§ **WORK TO COMPLETE**: Copy every line with the string "React" in it.

Interface markup and scripts
────────────────

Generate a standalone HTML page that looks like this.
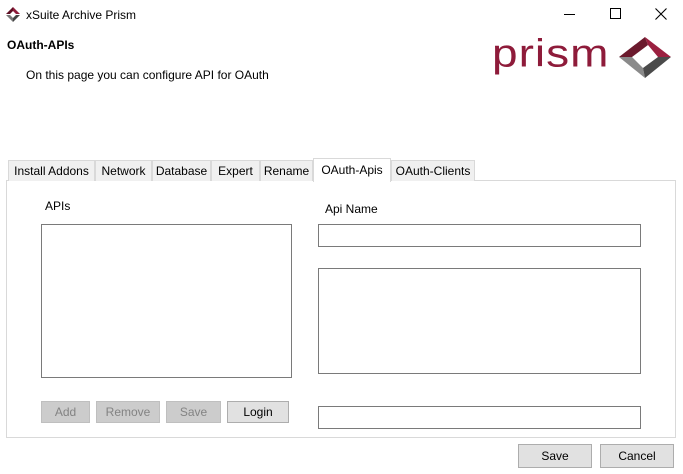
<!DOCTYPE html>
<html><head><style>
*{margin:0;padding:0;box-sizing:border-box}
body{width:683px;height:474px;background:#fff;font-family:"Liberation Sans",sans-serif;font-size:12px;color:#000;position:relative;overflow:hidden}
.a{position:absolute}
.tab{position:absolute;top:160px;height:21px;border:1px solid #d9d9d9;border-bottom:none;background:#f0f0f0;font-size:12px;line-height:20px;text-align:center;white-space:nowrap}
.btn{position:absolute;border:1px solid #adadad;background:#e1e1e1;text-align:center;font-size:12px}
.dis{background:#cccccc;border-color:#bfbfbf;color:#838383}
.box{position:absolute;border:1px solid #7a7a7a;background:#fff}
</style></head><body>
<svg class="a" style="left:6px;top:7px" width="14" height="16" viewBox="0 0 14 16"><polygon points="7,0 14,7 10,7 7,4" fill="#8e1b3a"/><polygon points="7,0 0,7 4,7 7,4" fill="#5e1024"/><polygon points="0,8 7,15 7,11 4,8" fill="#777"/><polygon points="14,8 7,15 7,11 10,8" fill="#444"/></svg>
<div class="a" style="left:26px;top:8px">xSuite Archive Prism</div>
<div class="a" style="left:564px;top:14px;width:11px;height:1px;background:#000"></div>
<div class="a" style="left:610px;top:8px;width:11px;height:11px;border:1px solid #000"></div>
<svg class="a" style="left:655px;top:8px" width="12" height="12"><path d="M0.5 0.5L11.5 11.5M11.5 0.5L0.5 11.5" stroke="#000" stroke-width="1.1"/></svg>
<div class="a" style="left:7px;top:38px;font-weight:bold">OAuth-APIs</div>
<div class="a" style="left:26px;top:68px">On this page you can configure API for OAuth</div>
<div class="a" style="left:492px;top:26px;font-size:46px;color:#8e1b3a;letter-spacing:1px;font-weight:300;transform:scaleY(0.85)">prism</div>
<svg class="a" style="left:617px;top:35px" width="56" height="44" viewBox="0 0 56 44">
<polygon points="28,2 2,22 15,22 31,10" fill="#6b1a2d"/>
<polygon points="28,2 54,22 41,22 31,10" fill="#9b2040"/>
<polygon points="2,22 28,43 26,33 15,22" fill="#8a8a8a"/>
<polygon points="54,22 28,43 26,33 41,22" fill="#4a4a4a"/>
</svg>
<div class="a" style="left:6px;top:180px;width:670px;height:258px;border:1px solid #d9d9d9;background:#fff"></div>
<div class="tab" style="left:8px;width:87px">Install Addons</div>
<div class="tab" style="left:95px;width:57px">Network</div>
<div class="tab" style="left:152px;width:59px">Database</div>
<div class="tab" style="left:211px;width:49px">Expert</div>
<div class="tab" style="left:260px;width:53px">Rename</div>
<div class="tab" style="left:313px;top:158px;width:78px;height:24px;background:#fff;line-height:22px">OAuth-Apis</div>
<div class="tab" style="left:391px;width:84px">OAuth-Clients</div>
<div class="a" style="left:45px;top:199px">APIs</div>
<div class="a" style="left:325px;top:202px">Api Name</div>
<div class="box" style="left:41px;top:224px;width:251px;height:154px"></div>
<div class="box" style="left:318px;top:224px;width:323px;height:23px"></div>
<div class="box" style="left:318px;top:268px;width:323px;height:106px"></div>
<div class="box" style="left:318px;top:406px;width:323px;height:23px"></div>
<div class="btn dis" style="left:41px;top:401px;width:49px;height:22px;line-height:20px">Add</div>
<div class="btn dis" style="left:96px;top:401px;width:64px;height:22px;line-height:20px">Remove</div>
<div class="btn dis" style="left:166px;top:401px;width:55px;height:22px;line-height:20px">Save</div>
<div class="btn" style="left:227px;top:401px;width:62px;height:22px;line-height:20px">Login</div>
<div class="btn" style="left:518px;top:444px;width:74px;height:24px;line-height:22px">Save</div>
<div class="btn" style="left:600px;top:444px;width:74px;height:24px;line-height:22px">Cancel</div>
</body></html>
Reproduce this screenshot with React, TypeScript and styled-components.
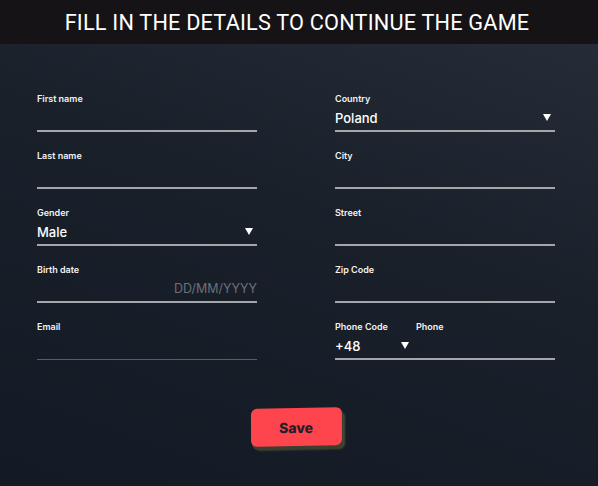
import styled, { createGlobalStyle } from "styled-components";

const GlobalStyle = createGlobalStyle`
  html, body {
    margin: 0;
    padding: 0;
    background: #151b25;
  }
  * {
    box-sizing: border-box;
  }
`;

interface FieldProps {
  label: string;
  value?: string;
  placeholder?: string;
  select?: boolean;
  dim?: boolean;
}

const Field = ({ label, value, placeholder, select, dim }: FieldProps) => (
  <FieldStyle $dim={dim}>
    <div className="field-label">{label}</div>
    <div className="field-input">
      <span className="field-value">{value}</span>
      {placeholder && <span className="field-placeholder">{placeholder}</span>}
      {select && <Arrow />}
    </div>
  </FieldStyle>
);

const Arrow = () => (
  <svg width="8" height="7" viewBox="0 0 8 7">
    <path d="M0 0 L8 0 L4 7 Z" fill="#ffffff" />
  </svg>
);

const App = () => {
  return (
    <>
      <GlobalStyle />
      <Page>
        <Header>FILL IN THE DETAILS TO CONTINUE THE GAME</Header>
        <Form>
          <Column>
            <Field label="First name" />
            <Field label="Last name" />
            <Field label="Gender" value="Male" select />
            <Field label="Birth date" placeholder="DD/MM/YYYY" />
            <Field label="Email" dim />
          </Column>
          <Column>
            <Field label="Country" value="Poland" select />
            <Field label="City" />
            <Field label="Street" />
            <Field label="Zip Code" />
            <PhoneField>
              <div className="phone-labels">
                <span className="code-label">Phone Code</span>
                <span>Phone</span>
              </div>
              <div className="phone-input">
                <span className="code-value">+48</span>
                <Arrow />
              </div>
            </PhoneField>
          </Column>
        </Form>
        <Footer>
          <SaveButton>
            <span>Save</span>
          </SaveButton>
        </Footer>
      </Page>
    </>
  );
};

const Page = styled.div`
  width: 598px;
  height: 486px;
  display: flex;
  flex-direction: column;
  background: linear-gradient(200deg, #272e39 0%, #1a202a 45%, #131a25 100%);
  font-family: "Inter", "Noto Sans", sans-serif;
  color: #ffffff;
  overflow: hidden;
`;

const Header = styled.div`
  height: 44px;
  display: flex;
  align-items: center;
  justify-content: center;
  background: #151315;
  font-family: "Roboto", "Liberation Sans", sans-serif;
  font-size: 21.7px;
  font-weight: 400;
  letter-spacing: 0.2px;
  padding-top: 1px;
  padding-right: 4px;
`;

const Form = styled.div`
  display: grid;
  grid-template-columns: 220px 220px;
  column-gap: 78px;
  padding: 49px 0 0 37px;
`;

const Column = styled.div`
  display: flex;
  flex-direction: column;
  gap: 18px;
`;

const FieldStyle = styled.div<{ $dim?: boolean }>`
  display: flex;
  flex-direction: column;
  height: 39px;
  border-bottom: ${({ $dim }) => ($dim ? "1px solid #5a5f67" : "2px solid #a3a6ab")};

  .field-label {
    font-size: 9px;
    font-weight: 600;
    line-height: 12px;
    color: #f2f2f2;
  }

  .field-input {
    flex: 1;
    display: flex;
    align-items: center;
    justify-content: space-between;
    padding-right: 4px;
  }

  .field-value {
    font-size: 13px;
    font-weight: 500;
  }

  .field-placeholder {
    font-size: 12.5px;
    color: #6b7079;
    margin-right: -4px;
  }
`;

const PhoneField = styled.div`
  display: flex;
  flex-direction: column;
  height: 39px;
  border-bottom: 2px solid #a3a6ab;

  .phone-labels {
    display: flex;
    font-size: 9px;
    font-weight: 600;
    line-height: 12px;
    color: #f2f2f2;
  }

  .code-label {
    width: 81px;
  }

  .phone-input {
    flex: 1;
    display: flex;
    align-items: center;
    font-size: 13px;
    font-weight: 500;
  }

  .code-value {
    width: 66px;
  }
`;

const Footer = styled.div`
  display: flex;
  justify-content: center;
  padding-top: 48px;
  padding-right: 5px;
`;

const SaveButton = styled.button`
  position: relative;
  width: 91px;
  height: 38px;
  border: none;
  border-radius: 6px;
  background: #fe444d;
  cursor: pointer;
  transform: rotate(-1.2deg) skewX(-1deg);
  box-shadow: 1px 3px 0 #3b3e31, 3px 4px 2px rgba(120, 120, 60, 0.5);
  font-family: "Inter", "Noto Sans", sans-serif;
  font-size: 14px;
  font-weight: 800;
  color: #1d1f2b;

  span {
    display: inline-block;
    transform: rotate(1.2deg);
  }
`;

export default App;
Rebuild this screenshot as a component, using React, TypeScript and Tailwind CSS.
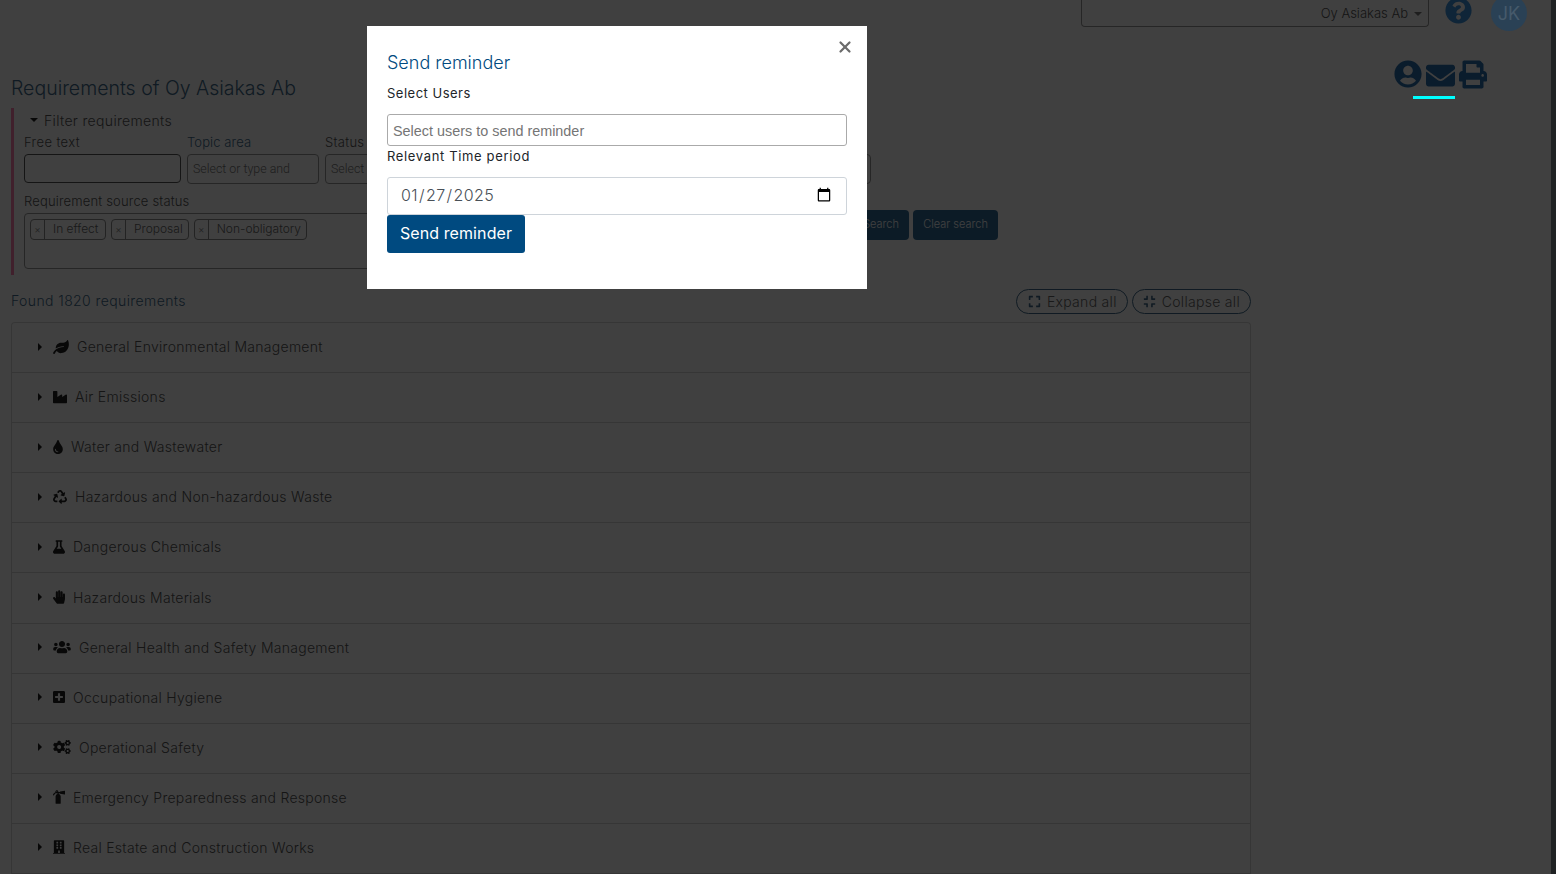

────────────────

§ **CORRECT RESULT**:
Reproduce this screenshot with React, TypeScript and styled-components.
Rebuild this screenshot as a component, using React, TypeScript and Tailwind CSS.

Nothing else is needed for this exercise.